## Exercise instructions
Show every line below where "image" can be found.

======== Data for processing

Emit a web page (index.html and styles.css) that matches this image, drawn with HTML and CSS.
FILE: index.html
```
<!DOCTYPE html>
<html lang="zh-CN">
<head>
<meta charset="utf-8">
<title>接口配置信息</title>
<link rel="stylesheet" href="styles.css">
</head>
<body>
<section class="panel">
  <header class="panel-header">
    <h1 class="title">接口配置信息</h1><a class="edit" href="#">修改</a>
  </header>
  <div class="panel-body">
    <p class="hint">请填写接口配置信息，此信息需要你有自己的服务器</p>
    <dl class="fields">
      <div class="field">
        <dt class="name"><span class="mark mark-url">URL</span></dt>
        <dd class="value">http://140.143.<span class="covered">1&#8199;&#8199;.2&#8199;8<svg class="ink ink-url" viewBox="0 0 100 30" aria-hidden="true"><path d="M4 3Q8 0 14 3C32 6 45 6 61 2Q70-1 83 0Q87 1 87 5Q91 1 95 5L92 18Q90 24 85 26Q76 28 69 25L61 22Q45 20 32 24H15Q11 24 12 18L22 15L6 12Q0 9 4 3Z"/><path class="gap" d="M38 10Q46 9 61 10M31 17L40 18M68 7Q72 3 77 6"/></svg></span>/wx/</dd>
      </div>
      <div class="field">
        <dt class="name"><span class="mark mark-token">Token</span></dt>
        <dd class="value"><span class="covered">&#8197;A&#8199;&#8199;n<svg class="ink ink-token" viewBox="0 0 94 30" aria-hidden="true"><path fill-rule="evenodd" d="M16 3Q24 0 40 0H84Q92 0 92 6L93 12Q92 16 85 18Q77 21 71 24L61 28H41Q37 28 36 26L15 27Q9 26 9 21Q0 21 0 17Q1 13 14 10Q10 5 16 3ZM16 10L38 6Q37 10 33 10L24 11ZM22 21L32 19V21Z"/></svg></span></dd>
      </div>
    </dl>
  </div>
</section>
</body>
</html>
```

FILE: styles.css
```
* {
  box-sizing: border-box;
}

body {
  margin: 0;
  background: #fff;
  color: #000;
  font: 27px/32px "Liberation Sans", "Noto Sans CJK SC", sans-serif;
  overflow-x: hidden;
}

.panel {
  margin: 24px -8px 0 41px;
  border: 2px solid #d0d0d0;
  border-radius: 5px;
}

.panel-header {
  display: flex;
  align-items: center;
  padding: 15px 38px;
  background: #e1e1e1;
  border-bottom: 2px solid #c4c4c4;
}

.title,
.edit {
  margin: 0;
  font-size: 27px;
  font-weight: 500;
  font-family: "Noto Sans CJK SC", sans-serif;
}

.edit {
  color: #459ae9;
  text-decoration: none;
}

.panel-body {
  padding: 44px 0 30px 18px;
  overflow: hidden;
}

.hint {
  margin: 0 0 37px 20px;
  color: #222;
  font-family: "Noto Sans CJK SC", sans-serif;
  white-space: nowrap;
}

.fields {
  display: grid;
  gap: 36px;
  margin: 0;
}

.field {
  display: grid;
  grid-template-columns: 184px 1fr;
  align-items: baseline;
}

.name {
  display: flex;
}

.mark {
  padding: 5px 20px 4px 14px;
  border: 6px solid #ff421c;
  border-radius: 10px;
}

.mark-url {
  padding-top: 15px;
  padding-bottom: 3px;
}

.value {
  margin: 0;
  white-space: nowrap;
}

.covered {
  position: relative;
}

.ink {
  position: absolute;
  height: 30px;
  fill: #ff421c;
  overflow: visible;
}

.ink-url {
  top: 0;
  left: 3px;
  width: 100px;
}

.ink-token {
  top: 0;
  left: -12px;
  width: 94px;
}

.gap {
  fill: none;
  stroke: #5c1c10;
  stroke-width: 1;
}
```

================
======== Data for processing

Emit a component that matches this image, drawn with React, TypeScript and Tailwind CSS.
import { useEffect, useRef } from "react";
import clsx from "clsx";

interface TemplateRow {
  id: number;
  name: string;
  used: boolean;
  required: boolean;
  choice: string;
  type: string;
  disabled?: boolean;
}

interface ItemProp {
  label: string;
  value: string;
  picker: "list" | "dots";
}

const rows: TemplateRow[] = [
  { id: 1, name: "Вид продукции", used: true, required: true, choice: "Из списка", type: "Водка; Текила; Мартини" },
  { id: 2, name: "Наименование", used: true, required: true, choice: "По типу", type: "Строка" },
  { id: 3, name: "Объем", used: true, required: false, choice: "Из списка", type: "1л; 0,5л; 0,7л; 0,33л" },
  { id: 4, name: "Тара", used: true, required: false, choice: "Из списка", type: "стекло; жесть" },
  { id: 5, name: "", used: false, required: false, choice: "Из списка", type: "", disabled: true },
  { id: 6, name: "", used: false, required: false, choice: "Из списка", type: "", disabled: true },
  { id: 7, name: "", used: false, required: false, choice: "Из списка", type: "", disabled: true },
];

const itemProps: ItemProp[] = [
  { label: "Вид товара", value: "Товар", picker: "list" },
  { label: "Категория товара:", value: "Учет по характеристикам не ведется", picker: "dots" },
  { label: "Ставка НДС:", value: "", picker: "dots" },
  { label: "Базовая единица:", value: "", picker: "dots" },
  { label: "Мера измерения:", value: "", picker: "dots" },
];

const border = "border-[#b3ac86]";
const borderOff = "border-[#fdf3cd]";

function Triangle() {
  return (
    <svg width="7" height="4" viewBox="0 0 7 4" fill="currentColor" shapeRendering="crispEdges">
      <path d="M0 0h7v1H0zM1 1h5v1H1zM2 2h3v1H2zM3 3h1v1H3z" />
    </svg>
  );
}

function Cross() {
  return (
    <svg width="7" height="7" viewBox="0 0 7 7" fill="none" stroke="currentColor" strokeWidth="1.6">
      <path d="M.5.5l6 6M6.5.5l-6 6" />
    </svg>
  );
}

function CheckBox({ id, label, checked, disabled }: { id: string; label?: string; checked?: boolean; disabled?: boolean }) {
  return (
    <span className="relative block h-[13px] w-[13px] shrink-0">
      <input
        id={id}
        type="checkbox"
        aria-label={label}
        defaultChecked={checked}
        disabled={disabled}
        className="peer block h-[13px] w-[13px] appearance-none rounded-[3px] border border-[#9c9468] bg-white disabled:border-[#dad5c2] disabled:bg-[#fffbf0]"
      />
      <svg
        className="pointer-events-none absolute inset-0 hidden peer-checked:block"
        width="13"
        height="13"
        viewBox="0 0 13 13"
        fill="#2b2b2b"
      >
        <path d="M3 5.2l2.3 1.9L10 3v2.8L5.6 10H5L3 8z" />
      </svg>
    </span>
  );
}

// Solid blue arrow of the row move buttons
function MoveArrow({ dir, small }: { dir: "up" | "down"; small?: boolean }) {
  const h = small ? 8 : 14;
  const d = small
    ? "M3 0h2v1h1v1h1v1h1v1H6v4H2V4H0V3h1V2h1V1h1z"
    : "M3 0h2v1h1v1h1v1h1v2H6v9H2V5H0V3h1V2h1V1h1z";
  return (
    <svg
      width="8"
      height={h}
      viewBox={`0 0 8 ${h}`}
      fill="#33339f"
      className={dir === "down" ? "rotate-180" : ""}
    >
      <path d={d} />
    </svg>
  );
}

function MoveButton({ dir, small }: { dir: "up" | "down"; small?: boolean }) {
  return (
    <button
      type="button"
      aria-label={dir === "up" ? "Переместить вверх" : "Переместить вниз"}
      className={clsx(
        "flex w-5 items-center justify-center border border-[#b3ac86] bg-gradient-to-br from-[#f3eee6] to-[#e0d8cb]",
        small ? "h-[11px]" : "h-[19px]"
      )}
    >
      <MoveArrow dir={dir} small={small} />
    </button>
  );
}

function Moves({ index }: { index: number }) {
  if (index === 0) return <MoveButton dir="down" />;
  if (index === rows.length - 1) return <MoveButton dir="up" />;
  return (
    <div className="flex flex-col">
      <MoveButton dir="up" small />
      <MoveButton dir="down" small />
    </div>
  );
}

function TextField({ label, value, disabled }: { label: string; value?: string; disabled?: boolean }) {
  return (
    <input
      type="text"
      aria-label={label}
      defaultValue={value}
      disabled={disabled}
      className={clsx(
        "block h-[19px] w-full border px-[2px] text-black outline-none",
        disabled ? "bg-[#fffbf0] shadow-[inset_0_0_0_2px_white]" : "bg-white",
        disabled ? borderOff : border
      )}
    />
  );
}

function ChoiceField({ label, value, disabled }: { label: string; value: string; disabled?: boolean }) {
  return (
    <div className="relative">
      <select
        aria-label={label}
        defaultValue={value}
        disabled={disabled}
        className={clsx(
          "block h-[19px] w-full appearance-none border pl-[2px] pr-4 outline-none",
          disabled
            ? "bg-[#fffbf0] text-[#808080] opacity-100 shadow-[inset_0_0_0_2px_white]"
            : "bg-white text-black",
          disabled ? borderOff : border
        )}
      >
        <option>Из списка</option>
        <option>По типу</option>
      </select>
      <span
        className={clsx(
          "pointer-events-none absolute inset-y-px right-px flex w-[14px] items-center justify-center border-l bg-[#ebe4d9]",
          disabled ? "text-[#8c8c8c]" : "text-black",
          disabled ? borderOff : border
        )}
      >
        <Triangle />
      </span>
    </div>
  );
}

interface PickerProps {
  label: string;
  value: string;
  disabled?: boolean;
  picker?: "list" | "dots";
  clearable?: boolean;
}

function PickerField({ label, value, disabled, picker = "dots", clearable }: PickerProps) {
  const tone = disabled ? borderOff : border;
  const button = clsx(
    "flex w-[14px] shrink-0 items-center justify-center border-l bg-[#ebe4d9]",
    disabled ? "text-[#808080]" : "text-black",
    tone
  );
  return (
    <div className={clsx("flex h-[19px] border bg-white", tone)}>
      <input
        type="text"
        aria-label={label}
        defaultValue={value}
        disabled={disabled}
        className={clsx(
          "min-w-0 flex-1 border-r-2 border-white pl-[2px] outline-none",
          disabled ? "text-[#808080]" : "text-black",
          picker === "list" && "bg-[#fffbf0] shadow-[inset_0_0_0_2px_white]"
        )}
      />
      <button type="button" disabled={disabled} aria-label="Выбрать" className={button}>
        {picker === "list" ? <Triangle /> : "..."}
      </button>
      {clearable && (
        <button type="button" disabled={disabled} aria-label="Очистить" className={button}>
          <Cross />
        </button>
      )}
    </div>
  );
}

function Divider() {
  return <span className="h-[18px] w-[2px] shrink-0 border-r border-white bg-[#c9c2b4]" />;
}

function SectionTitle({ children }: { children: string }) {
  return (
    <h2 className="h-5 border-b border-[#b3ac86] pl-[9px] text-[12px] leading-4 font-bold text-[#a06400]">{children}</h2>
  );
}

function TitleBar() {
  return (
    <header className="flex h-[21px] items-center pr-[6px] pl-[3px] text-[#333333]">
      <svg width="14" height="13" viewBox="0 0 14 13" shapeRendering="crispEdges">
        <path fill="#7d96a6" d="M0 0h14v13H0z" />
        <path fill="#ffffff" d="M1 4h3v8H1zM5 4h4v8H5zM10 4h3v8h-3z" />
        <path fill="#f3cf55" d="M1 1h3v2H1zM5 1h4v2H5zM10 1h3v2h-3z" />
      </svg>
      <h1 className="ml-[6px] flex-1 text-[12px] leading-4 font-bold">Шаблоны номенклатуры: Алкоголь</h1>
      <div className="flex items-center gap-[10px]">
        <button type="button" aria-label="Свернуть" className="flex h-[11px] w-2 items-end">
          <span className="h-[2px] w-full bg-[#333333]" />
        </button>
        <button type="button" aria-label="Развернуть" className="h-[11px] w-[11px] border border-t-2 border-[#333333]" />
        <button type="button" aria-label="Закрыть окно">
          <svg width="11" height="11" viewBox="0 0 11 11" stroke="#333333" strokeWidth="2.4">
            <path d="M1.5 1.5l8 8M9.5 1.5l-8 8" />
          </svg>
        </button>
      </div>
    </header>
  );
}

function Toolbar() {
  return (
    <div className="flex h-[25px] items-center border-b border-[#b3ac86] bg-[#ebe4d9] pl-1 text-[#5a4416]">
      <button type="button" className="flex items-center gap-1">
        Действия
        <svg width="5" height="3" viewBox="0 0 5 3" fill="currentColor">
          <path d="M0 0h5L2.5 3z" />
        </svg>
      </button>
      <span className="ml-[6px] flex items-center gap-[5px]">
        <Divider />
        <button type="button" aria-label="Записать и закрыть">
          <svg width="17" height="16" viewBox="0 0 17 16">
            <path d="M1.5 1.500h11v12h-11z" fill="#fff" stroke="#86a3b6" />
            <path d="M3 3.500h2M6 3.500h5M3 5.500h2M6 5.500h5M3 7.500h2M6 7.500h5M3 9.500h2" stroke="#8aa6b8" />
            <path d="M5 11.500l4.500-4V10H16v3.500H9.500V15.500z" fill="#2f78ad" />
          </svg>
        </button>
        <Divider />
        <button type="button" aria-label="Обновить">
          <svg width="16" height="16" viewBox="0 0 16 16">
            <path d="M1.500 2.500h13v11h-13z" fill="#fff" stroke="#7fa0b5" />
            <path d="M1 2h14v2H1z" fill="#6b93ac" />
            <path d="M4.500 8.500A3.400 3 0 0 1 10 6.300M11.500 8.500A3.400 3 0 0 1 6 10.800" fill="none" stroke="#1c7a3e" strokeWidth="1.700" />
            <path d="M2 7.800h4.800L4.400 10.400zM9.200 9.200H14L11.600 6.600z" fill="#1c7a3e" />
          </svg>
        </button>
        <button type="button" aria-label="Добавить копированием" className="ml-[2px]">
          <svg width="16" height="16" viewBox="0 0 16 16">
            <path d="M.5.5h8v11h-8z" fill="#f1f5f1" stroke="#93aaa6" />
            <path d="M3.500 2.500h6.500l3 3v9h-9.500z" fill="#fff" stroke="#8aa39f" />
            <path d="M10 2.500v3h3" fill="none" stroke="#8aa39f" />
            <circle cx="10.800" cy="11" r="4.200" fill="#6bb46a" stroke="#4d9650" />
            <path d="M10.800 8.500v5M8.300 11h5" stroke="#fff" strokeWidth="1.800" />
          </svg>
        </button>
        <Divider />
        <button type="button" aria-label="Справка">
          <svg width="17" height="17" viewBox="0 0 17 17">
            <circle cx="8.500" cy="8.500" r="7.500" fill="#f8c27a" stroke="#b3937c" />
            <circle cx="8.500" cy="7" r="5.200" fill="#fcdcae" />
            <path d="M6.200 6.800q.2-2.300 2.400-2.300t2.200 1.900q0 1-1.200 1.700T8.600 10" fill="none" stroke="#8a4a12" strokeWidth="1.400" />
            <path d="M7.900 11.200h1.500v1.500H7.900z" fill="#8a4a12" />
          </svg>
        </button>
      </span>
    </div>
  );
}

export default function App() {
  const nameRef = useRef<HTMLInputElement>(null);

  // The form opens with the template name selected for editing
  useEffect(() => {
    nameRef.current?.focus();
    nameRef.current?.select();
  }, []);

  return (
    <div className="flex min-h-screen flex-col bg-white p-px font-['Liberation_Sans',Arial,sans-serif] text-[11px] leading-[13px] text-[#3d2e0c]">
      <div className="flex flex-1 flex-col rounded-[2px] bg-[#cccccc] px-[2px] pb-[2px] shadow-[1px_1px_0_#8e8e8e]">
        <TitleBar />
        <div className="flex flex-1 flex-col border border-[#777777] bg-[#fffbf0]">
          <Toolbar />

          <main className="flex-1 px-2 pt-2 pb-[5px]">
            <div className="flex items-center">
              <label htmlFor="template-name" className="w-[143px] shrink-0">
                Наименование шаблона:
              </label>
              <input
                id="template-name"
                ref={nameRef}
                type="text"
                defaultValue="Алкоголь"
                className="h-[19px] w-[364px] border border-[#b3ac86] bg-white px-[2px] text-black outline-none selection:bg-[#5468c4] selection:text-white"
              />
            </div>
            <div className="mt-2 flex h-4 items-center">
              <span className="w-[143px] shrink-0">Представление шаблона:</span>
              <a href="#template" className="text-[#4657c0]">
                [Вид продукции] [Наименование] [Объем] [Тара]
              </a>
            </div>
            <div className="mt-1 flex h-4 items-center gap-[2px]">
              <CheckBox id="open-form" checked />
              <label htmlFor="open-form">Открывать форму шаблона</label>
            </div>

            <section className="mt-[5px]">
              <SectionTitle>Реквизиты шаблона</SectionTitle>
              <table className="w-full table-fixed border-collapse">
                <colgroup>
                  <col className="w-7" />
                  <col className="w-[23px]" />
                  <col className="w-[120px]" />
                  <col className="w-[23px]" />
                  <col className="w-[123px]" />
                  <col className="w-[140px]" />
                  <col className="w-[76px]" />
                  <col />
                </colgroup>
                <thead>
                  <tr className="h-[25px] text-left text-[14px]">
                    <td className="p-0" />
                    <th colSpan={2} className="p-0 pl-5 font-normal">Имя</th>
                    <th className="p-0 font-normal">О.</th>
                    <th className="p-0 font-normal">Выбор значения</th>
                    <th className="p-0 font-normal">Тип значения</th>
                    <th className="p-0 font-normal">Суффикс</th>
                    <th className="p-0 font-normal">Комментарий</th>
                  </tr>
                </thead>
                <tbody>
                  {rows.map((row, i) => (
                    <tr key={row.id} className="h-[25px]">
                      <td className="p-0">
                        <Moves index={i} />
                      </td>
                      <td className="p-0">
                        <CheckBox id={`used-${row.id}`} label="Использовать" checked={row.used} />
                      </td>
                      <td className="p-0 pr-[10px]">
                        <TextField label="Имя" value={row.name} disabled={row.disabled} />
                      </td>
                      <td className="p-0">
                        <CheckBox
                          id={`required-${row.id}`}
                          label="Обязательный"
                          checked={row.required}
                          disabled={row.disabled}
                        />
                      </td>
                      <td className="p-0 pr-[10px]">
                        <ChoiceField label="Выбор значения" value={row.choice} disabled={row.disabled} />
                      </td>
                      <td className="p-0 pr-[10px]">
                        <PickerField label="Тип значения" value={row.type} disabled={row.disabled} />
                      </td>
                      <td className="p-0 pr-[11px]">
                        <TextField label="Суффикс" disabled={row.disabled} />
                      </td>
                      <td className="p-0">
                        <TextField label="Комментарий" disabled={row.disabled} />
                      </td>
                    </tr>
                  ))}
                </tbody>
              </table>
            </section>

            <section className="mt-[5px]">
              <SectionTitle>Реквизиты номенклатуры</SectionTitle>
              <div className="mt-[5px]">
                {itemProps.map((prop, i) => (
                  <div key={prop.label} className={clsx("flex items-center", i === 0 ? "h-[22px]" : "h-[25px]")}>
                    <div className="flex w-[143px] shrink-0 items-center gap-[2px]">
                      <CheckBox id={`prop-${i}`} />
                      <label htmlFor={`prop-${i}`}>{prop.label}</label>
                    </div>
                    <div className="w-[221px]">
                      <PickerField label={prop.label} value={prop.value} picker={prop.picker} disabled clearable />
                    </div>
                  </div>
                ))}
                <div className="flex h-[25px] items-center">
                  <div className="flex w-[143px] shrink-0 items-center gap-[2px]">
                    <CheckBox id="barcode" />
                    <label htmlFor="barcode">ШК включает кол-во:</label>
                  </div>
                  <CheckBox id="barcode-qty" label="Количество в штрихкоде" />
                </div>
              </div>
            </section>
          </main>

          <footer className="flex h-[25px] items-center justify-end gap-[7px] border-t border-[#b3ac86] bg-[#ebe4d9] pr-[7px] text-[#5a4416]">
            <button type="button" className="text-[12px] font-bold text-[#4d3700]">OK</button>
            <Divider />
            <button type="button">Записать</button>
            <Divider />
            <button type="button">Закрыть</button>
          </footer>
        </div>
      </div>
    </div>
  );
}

================

## Exercise response
Emit a web page (index.html and styles.css) that matches this image, drawn with HTML and CSS.
Emit a component that matches this image, drawn with React, TypeScript and Tailwind CSS.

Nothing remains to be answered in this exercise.